If you are unfamiliar with it, DW-Nominate is a way of classifying United States Congress people based on how they vote. It rates them on a liberal to conservative scale, with -1 representing a very liberal congressperson and 1 representing a very conservative congressperson.
In the past I’ve used this very helpful tool to examine the ideological differences in Minnesota’s Congressional delegation and even used it to create a neat little metric that combined DW-Nominate with PVI.
DW-Nominate measures a Congressperson’s ideological tendencies when voting on legislation. PVI measures a Congressional district’s ideological tendencies when voting for President. When used together, DW-Nominate and PVI can help answer questions like, to what degree can a legislator’s voting ideology be predicted by their districts partisan lean? You know, fun questions!
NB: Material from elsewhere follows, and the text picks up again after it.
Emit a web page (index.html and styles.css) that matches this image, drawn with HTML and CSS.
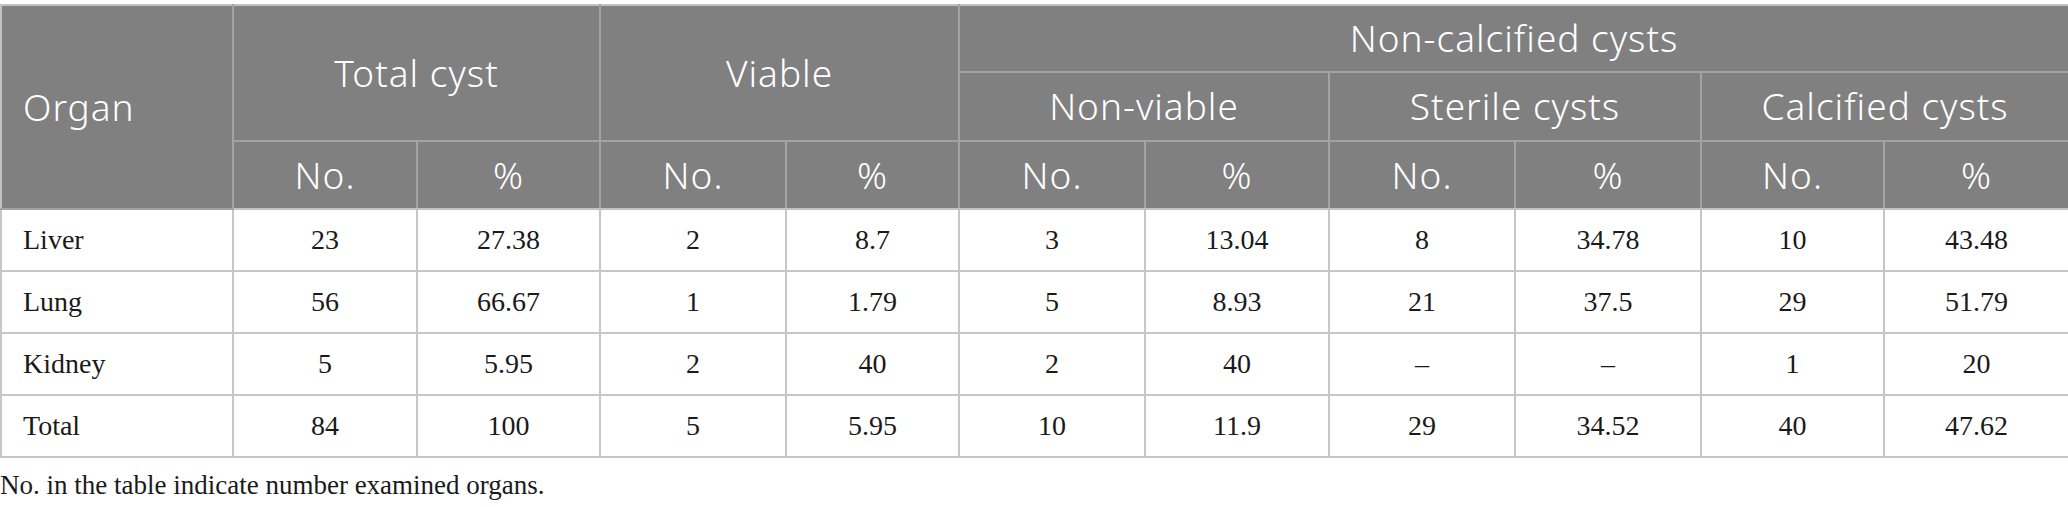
FILE: index.html
```html
<!DOCTYPE html>
<html lang="en">
<head>
<meta charset="utf-8">
<title>Cysts by organ</title>
<link rel="stylesheet" href="styles.css">
</head>
<body>
<div class="wrap">
<table class="data">
<colgroup>
<col class="w-organ"><col class="w184"><col class="w183"><col class="w186"><col class="w173"><col class="w186"><col class="w184"><col class="w186"><col class="w186"><col class="w183"><col class="w185">
</colgroup>
<thead>
<tr class="h1">
<th rowspan="3" class="left">Organ</th>
<th colspan="2" rowspan="2">Total cyst</th>
<th colspan="2" rowspan="2">Viable</th>
<th colspan="6">Non-calcified cysts</th>
</tr>
<tr class="h2">
<th colspan="2">Non-viable</th>
<th colspan="2">Sterile cysts</th>
<th colspan="2">Calcified cysts</th>
</tr>
<tr class="h3">
<th>No.</th><th>%</th><th>No.</th><th>%</th><th>No.</th><th>%</th><th>No.</th><th>%</th><th>No.</th><th>%</th>
</tr>
</thead>
<tbody>
<tr><td class="left">Liver</td><td>23</td><td>27.38</td><td>2</td><td>8.7</td><td>3</td><td>13.04</td><td>8</td><td>34.78</td><td>10</td><td>43.48</td></tr>
<tr><td class="left">Lung</td><td>56</td><td>66.67</td><td>1</td><td>1.79</td><td>5</td><td>8.93</td><td>21</td><td>37.5</td><td>29</td><td>51.79</td></tr>
<tr><td class="left">Kidney</td><td>5</td><td>5.95</td><td>2</td><td>40</td><td>2</td><td>40</td><td>–</td><td>–</td><td>1</td><td>20</td></tr>
<tr><td class="left">Total</td><td>84</td><td>100</td><td>5</td><td>5.95</td><td>10</td><td>11.9</td><td>29</td><td>34.52</td><td>40</td><td>47.62</td></tr>
</tbody>
</table>
<p class="note">No. in the table indicate number examined organs.</p>
</div>
</body>
</html>
```

FILE: styles.css
```css
html, body {
  margin: 0;
  padding: 0;
  background: #ffffff;
}

.wrap {
  padding-top: 4px;
  width: 2068px;
}

.data {
  width: 2068px;
  table-layout: fixed;
  border-collapse: collapse;
  font-family: "Liberation Serif", "Times New Roman", serif;
  font-size: 28px;
  color: #1a1a1a;
}

.w-organ { width: 232px; }
.w184 { width: 184px; }
.w183 { width: 183px; }
.w186 { width: 186px; }
.w173 { width: 173px; }
.w185 { width: 185px; }

.data th {
  background: #7f807f;
  color: #ffffff;
  font-family: "Noto Sans", "Open Sans", sans-serif;
  font-weight: 300;
  font-size: 37px;
  letter-spacing: 1px;
  text-align: center;
  vertical-align: middle;
  border: 2px solid #a3a3a3;
  padding: 0 16px;
  line-height: 1.2;
}

.data thead tr:first-child th {
  border-top-color: #c2c2c2;
}

.data th:first-child {
  border-left-color: #c2c2c2;
}

.data tr.h1 th:last-child,
.data tr.h2 th:last-child,
.data tr.h3 th:last-child {
  border-right-color: #c2c2c2;
}

.data tr.h3 th {
  border-bottom-color: #c2c2c2;
}

.h1 { height: 67px; }
.h2 { height: 69px; }
.h3 { height: 68px; }

.data td {
  border: 2px solid #c6c6c6;
  text-align: center;
  vertical-align: middle;
  height: 60px;
  padding: 0 16px;
}

.data .left {
  text-align: left;
  padding-left: 21px;
}

.note {
  margin: 12px 0 0 0;
  font-family: "Liberation Serif", "Times New Roman", serif;
  font-size: 27px;
  color: #1a1a1a;
}
```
Until recently there weren’t any publicly available metrics that do for state-level legislatures what DW-Nominate does for the nation’s legislature. Courtesy of Measuring American Legislatures, now there is.
Before getting into the individual legislator level data, I want to use this post to look at the macro-level, state-by-state comparisons. What follows are a couple of charts provided by the creators of this metric, called “np_score”.
The first chart concerns the relative polarization of each state, I’ve highlighted Minnesota in blue.
The take-away from this graph is that when it comes to Legislative polarization, there is California, and there is everyone else. To illustrate, the difference between California and Colorado, first and second in distance between party means, is the same as the difference between Michigan, forth place, and the national average.
California is like the Barry Bonds of Legislative polarization.
The next graph is the comparison of all the state Legislatures, by party, in box plot form. Again, I’ve highlighted Minnesota’s entry in blue.
Both political parties in Minnesota are, on average, more ideological than the norm, and both by about the same amount. Not only that, the great majority of both parties members are more ideological in their voting than the norm, leaving a big gap in the middle, filled only with the centrist fringes of the two parties.
That gap in the middle becomes even more obvious when we compare individual Minnesota legislators np_scores to hPVI, as I have done in the following scatter plot.
You can see a few things rather clearly in this graph; as mentioned above, there is a vast gulf between the two parties that encompasses the center of the ideological spectrum. Also you can see the differences in how the two parties members are distributed. The DFL’s ideology scores have a much stronger linear relationship with hPVI then the GOP’s scores do.
The DFL’s scatter plot forms a gradual ramp of data points. The GOP’s scatter plot forms a random blob of data points.